What a shock it was to breast the wall at St Ninian’s School during practice. Nothing, not the television, nor on-board footage nor the written reports prepared us for the reality of these mad men on mad bikes transporting themselves at warp speed through the streets of Douglas.
It was frightening. We were hooked and after the races we all agreed to return, hang the expense. Travel to the Island, half way round the world, is the biggest deterrent to getting there but our enlarged group of seven took advantage of sightseeing through different European and South African destinations to meet once again at our host’s home for a quiet O’Kells.
Finding accommodation can be a chore, with beds booked ahead year to year. (For information about Homestay see www.iomttBreaks.com). Last year, up to 60,000 descended by sea and air onto the island.
Thousands of bikes made their way by ferry and 2014 was said to be the biggest yet. The interest was fuelled by increased television coverage, introducing the likes of Guy Martin, John McGuinness and MT’s own Cam Donald to a wider audience.
There is of course more to the Isle of Man than the TT. It is steeped in history written on a backdrop of rolling hills and underlined by a spectacular coastline.
Farms and fishing villages give it a peaceful ambience that’s shattered twice a year with the running of the TT and Manx races.

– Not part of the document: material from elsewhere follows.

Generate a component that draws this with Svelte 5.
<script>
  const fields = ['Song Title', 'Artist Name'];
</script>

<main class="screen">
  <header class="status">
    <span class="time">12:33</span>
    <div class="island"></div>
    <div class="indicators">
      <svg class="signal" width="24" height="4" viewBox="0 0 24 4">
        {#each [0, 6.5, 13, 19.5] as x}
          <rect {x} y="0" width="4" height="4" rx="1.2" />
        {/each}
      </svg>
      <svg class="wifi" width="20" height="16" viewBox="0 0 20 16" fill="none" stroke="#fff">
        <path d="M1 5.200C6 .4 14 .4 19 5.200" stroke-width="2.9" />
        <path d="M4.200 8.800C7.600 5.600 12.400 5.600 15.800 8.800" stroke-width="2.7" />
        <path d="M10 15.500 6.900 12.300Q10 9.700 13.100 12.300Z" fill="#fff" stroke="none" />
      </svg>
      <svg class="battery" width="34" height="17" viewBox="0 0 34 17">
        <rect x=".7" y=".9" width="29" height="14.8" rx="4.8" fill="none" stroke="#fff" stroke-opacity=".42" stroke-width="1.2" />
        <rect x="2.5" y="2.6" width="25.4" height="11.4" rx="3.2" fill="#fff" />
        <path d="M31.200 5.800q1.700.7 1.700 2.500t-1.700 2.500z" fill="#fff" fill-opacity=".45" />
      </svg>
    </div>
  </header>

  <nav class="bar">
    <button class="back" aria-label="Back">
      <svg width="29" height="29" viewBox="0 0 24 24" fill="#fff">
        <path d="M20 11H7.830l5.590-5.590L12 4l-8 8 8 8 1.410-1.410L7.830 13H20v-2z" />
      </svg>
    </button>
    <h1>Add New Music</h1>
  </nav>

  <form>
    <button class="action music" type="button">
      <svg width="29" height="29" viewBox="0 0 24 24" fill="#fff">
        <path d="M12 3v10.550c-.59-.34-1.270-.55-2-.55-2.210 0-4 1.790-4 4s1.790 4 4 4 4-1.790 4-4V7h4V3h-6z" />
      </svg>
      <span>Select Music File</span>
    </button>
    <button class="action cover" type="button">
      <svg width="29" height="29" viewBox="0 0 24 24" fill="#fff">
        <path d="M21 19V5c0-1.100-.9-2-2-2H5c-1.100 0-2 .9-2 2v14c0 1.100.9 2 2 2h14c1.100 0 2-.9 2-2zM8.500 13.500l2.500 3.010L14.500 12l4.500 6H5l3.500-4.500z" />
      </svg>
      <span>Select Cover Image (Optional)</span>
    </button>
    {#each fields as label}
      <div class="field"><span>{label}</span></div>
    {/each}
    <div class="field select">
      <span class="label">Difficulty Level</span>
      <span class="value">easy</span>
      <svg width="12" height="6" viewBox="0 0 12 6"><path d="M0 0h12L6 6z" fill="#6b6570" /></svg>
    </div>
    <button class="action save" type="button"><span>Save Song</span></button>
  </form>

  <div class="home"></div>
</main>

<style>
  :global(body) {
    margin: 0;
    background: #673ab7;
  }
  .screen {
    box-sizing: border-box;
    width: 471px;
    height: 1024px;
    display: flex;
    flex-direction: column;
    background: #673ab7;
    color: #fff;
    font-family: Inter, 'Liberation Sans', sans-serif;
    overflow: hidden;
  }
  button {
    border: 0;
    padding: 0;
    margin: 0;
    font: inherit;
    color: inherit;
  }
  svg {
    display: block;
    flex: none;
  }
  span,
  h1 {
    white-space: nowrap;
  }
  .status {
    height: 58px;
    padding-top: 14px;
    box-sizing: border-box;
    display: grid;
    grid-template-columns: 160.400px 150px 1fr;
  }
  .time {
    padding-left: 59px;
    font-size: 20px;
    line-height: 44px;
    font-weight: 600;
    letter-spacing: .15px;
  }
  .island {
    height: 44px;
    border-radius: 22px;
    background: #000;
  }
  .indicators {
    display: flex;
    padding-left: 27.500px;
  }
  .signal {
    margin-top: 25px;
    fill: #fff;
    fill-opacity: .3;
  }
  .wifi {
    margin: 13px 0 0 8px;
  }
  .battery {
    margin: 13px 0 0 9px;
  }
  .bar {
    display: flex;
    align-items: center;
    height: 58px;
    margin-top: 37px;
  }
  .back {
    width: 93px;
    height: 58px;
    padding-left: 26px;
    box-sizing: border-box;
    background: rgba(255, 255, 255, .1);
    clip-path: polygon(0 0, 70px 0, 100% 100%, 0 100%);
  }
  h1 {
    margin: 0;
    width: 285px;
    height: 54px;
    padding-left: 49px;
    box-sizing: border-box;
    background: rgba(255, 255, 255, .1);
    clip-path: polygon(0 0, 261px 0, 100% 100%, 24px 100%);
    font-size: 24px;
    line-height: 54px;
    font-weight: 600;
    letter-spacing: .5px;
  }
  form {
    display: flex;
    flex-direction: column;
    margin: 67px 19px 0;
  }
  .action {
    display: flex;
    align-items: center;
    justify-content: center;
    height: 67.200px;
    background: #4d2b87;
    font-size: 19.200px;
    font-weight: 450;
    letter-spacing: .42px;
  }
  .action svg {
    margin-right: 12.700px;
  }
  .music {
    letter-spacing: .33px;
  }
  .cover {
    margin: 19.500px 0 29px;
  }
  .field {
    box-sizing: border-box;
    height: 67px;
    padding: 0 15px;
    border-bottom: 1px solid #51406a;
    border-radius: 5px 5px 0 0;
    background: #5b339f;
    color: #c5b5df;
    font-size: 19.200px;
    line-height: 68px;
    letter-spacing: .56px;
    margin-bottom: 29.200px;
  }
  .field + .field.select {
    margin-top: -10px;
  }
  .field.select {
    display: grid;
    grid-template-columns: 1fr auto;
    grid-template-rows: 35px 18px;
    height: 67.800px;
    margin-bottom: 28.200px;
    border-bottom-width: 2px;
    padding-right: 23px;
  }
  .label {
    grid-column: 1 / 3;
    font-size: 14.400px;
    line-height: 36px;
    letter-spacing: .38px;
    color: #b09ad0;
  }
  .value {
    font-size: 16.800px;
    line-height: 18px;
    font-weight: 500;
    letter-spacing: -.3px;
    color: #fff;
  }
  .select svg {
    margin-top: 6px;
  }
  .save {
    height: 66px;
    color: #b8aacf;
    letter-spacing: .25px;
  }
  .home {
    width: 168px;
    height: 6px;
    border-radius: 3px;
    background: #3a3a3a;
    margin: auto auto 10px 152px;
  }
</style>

Nowhere else in the world has a race with such history and, sadly, with such a legacy of serious crashes. On average there are more than two fatalities a year and while our first visit was a rare year of no deaths, the island was back to its murderous self in 2014, with two families bearing the loss of loved racers.
There is a common perception that nowhere else would we tolerate the dangers of the TT if it were proposed as a new venture. Every year there are calls for the race to be axed, and MotoGP rider Cal Crutchlow caused a stir on social media during race week when he denigrated the TT and pulled out of a demonstration lap after the death of his friend, Karl Harris.

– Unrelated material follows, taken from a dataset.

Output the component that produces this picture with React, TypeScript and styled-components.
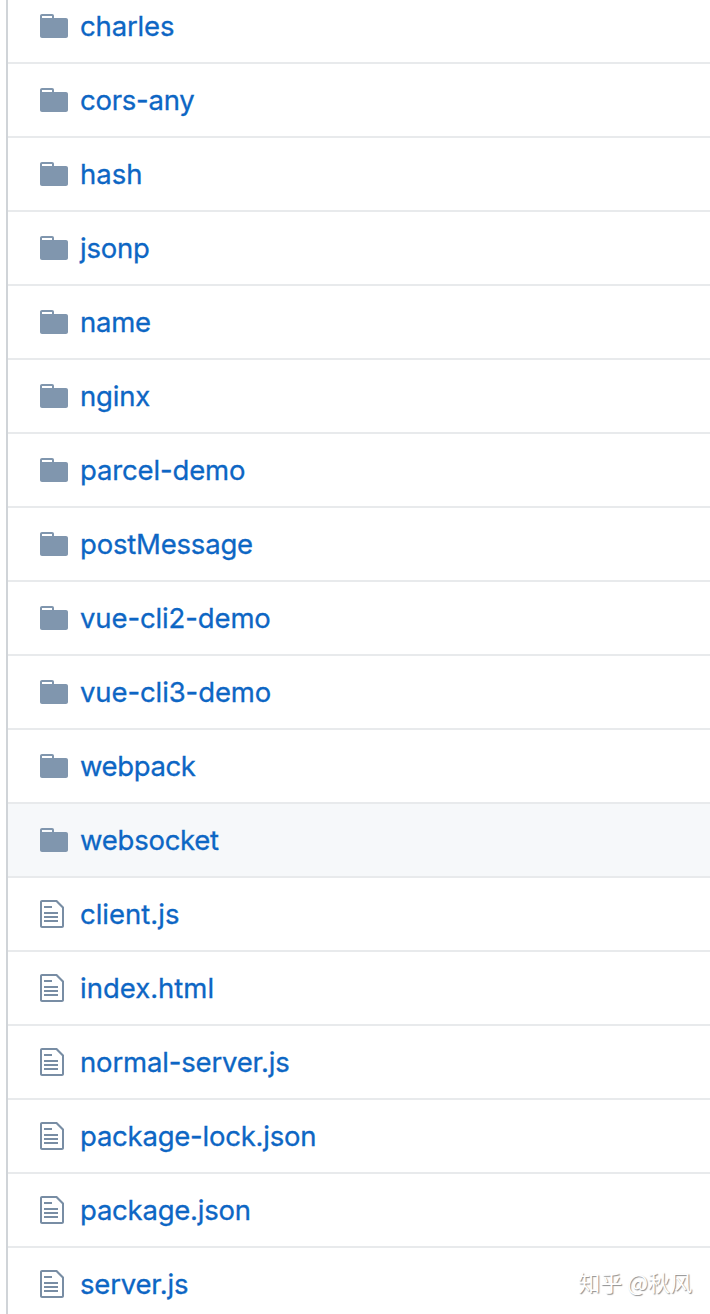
import React from "react";
import styled, { createGlobalStyle } from "styled-components";

const GlobalStyle = createGlobalStyle`
  body {
    margin: 0;
    background: #fff;
  }
`;

const Page = styled.main`
  position: relative;
  box-sizing: border-box;
  width: 710px;
  height: 1314px;
  padding-left: 6px;
  overflow: hidden;
  background: #fff;
  font-family: Inter, "Liberation Sans", sans-serif;
`;

const FileList = styled.ul`
  box-sizing: border-box;
  margin: -10px 0 0;
  padding: 0;
  list-style: none;
  border-left: 2px solid #d0d4d8;
`;

const Row = styled.li<{ $active?: boolean }>`
  display: flex;
  align-items: center;
  box-sizing: border-box;
  height: 74px;
  padding-left: 32px;
  border-bottom: 2px solid #e8eaec;
  background: ${(p) => (p.$active ? "#f6f8fa" : "#fff")};
`;

const IconCell = styled.span<{ $file?: boolean }>`
  display: flex;
  width: 40px;
  color: ${(p) => (p.$file ? "#788da4" : "#8096ae")};
`;

const Name = styled.a<{ $spacing: number }>`
  color: #0d66c4;
  font-size: 27.5px;
  line-height: 40px;
  letter-spacing: ${(p) => p.$spacing}px;
  white-space: nowrap;
  -webkit-text-stroke: 0.3px #0d66c4;
`;

const Watermark = styled.div`
  position: absolute;
  right: 18px;
  bottom: 17px;
  color: #fff;
  font-family: "Noto Sans CJK SC", sans-serif;
  font-size: 22px;
  line-height: 32px;
  white-space: nowrap;
  text-shadow: 1px 1px 1px rgba(0, 0, 0, 0.45);
`;

const FolderIcon = () => (
  <svg width="28" height="32" viewBox="0 0 14 16" fill="currentColor">
    <path
      fillRule="evenodd"
      d="M13 4H7V3c0-.66-.31-1-1-1H1c-.55 0-1 .45-1 1v10c0 .55.45 1 1 1h12c.55 0 1-.45 1-1V5c0-.55-.45-1-1-1zM6 4H1V3h5v1z"
    />
  </svg>
);

const FileIcon = () => (
  <svg width="24" height="32" viewBox="0 0 12 16" fill="currentColor">
    <path
      fillRule="evenodd"
      d="M6 5H2V4h4v1zM2 8h7V7H2v1zm0 2h7V9H2v1zm0 2h7v-1H2v1zm10-7.5V14c0 .55-.45 1-1 1H1c-.55 0-1-.45-1-1V2c0-.55.45-1 1-1h7.5L12 4.5zM11 5L8 2H1v12h10V5z"
    />
  </svg>
);

interface Entry {
  name: string;
  file?: boolean;
  active?: boolean;
  spacing?: number;
}

const entries: Entry[] = [
  { name: "charles", spacing: -0.15 },
  { name: "cors-any", spacing: -0.25 },
  { name: "hash" },
  { name: "jsonp", spacing: -0.2 },
  { name: "name", spacing: -0.25 },
  { name: "nginx", spacing: -0.2 },
  { name: "parcel-demo", spacing: -0.15 },
  { name: "postMessage", spacing: -0.2 },
  { name: "vue-cli2-demo", spacing: -0.12 },
  { name: "vue-cli3-demo", spacing: -0.1 },
  { name: "webpack", spacing: -0.4 },
  { name: "websocket", spacing: -0.25, active: true },
  { name: "client.js", file: true },
  { name: "index.html", file: true },
  { name: "normal-server.js", spacing: -0.17, file: true },
  { name: "package-lock.json", spacing: -0.23, file: true },
  { name: "package.json", spacing: -0.23, file: true },
  { name: "server.js", spacing: -0.2, file: true },
];

export default function App() {
  return (
    <>
      <GlobalStyle />
      <Page>
        <FileList>
          {entries.map((e) => (
            <Row key={e.name} $active={e.active}>
              <IconCell $file={e.file}>{e.file ? <FileIcon /> : <FolderIcon />}</IconCell>
              <Name $spacing={e.spacing ?? 0}>{e.name}</Name>
            </Row>
          ))}
        </FileList>
        <Watermark>知乎 @秋风</Watermark>
      </Page>
    </>
  );
}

Locals seem to tolerate the disruption of the racing as just something that has been part of their lives for more than 100 years. Because the track uses public roads, the disruption to daily life is significant but, surprisingly, many we encountered don’t have much interest in the racing.

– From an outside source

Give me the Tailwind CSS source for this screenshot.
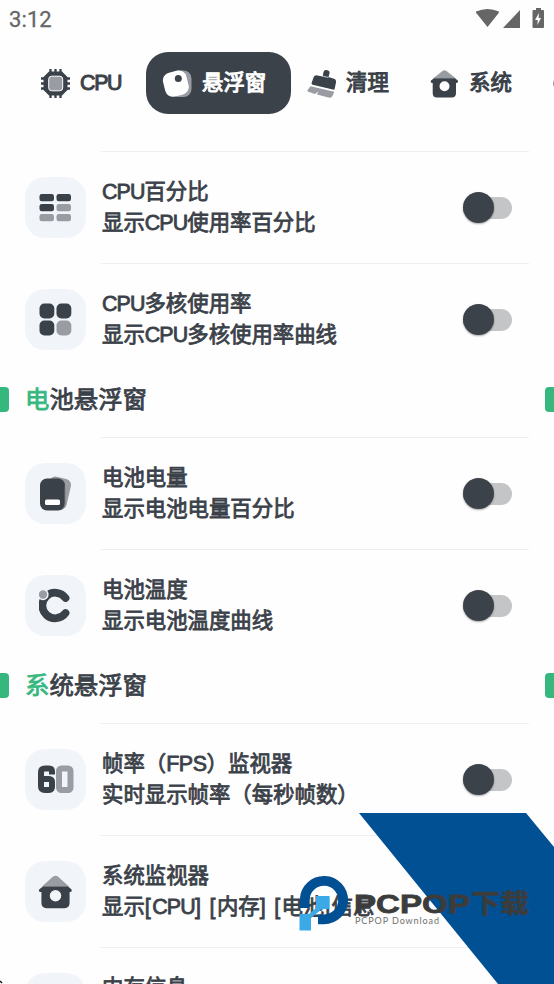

Our host family, for example, were happy to watch the nightly reports on TV but were not bothered to walk the short distance to the track to see it up close, preferring to go about their business as best they could.
Getting around the island can be very difficult without your own transport. It’s possible to get a bus or train to various places and between Douglas and Ramsay, which would give access to a number of popular viewing points.
We also took a train to the top of Snaefell mountain for panoramic views over the island and the mountain section of the course past The Bungalow.
You could take your own bike or hire one and ferry it over and companies like Get Routed can organise transport and accommodation. Or, like us, you can pre-book a hire car at a very inflated $700 a week. Like accommodation, don’t even think about turning up without booking a long way in advance.
Having transport opens up a world of quaint villages and lively pubs with a variety of beers and local food. Don’t miss the local favorite Queen scallops or “queenies” at Castletown and, while there, step into the middle ages at Castle Rushen.
But the main event is the racing and that should be enough to fill your spectating needs for a year. There are usually two races a day, each a couple of hours long, as well as various practice sessions thrown in if the weather behaves.
And on that note, prepare for hours of nothing much happening. As soon as the weather closes in on the mountain there can be seemingly eons of time before anything happens.
This is fine if you are stationed near a pub and you are one of the designated drunks. For the more responsible members of your group, it’s a great time to catch up on that novel you were always going to read or yarning with new friends from around the world.
Despite what might seem the case through the long lens of television, spectating is not a free-for-all. It’s possible to get much closer to the action than is the case here but safety is still a big issue.
As much as anything, death or serious injury to a member of the public can spell the end of racing and marshals and fellow spectators keep a close eye on wayward behavior.
So be careful where you park, as crossing a run-off area once the track is closed might make it a long walk to get back to your vehicle if you want to leave early for a new location.
A visit to the pits is a real treat as you can get up close to the action.
It’s a pleasant surprise to be able to park close and for free and then have access to the many tents and marquees of the race teams as they go about preparing the machines.
While not all the top riders are on hand all the time, many go out of their way to oblige followers by signing autographs and posing for photos.
In 2015 it was great to see Cam Donald giving time even though he had problems with his Norton and whenever we encountered the ever-gracious Davo Johnson he was ready for a yarn.
As the main hub of entertainment of an evening, it’s a good idea to try and stay somewhere close to Douglas.
Thousands of bikes of all descriptions fill the streets and the crowds gather most nights around Bushy’s Beer tent for the entertainment and bullshit.
On various evenings we saw stunt cars and bikes, the RAF Red Arrows, beach racing and a wet T-shirt competition and, despite the free flow of amber liquid, not one altercation and nothing but respect from and to the police.
Last year was special in so many ways. Michael Dunlop nearly clean sweeping the card and sticking it up his old Honda team. Bruce Anstey’s inspired 132.298mph lap record.
Crowd favorite Guy Martin playing the bridesmaid once again with a runner-up spot in the Superbike race.
And, best of all for the strong European crowd, the success of BMW and Triumph in denying the Japanese bikes success in most major races.
For anyone with Castrol R in their system, the Island has a powerful hold.
It’s the oneness of delight among the spectators, the sound of Donald’s Norton at full noise, the drama unfolding from the PA as riders swap positions on the road.
It’s the vibe and history and the pure racing adrenalin that has soaked into every rock wall lining the track. My guess is we’ll be back.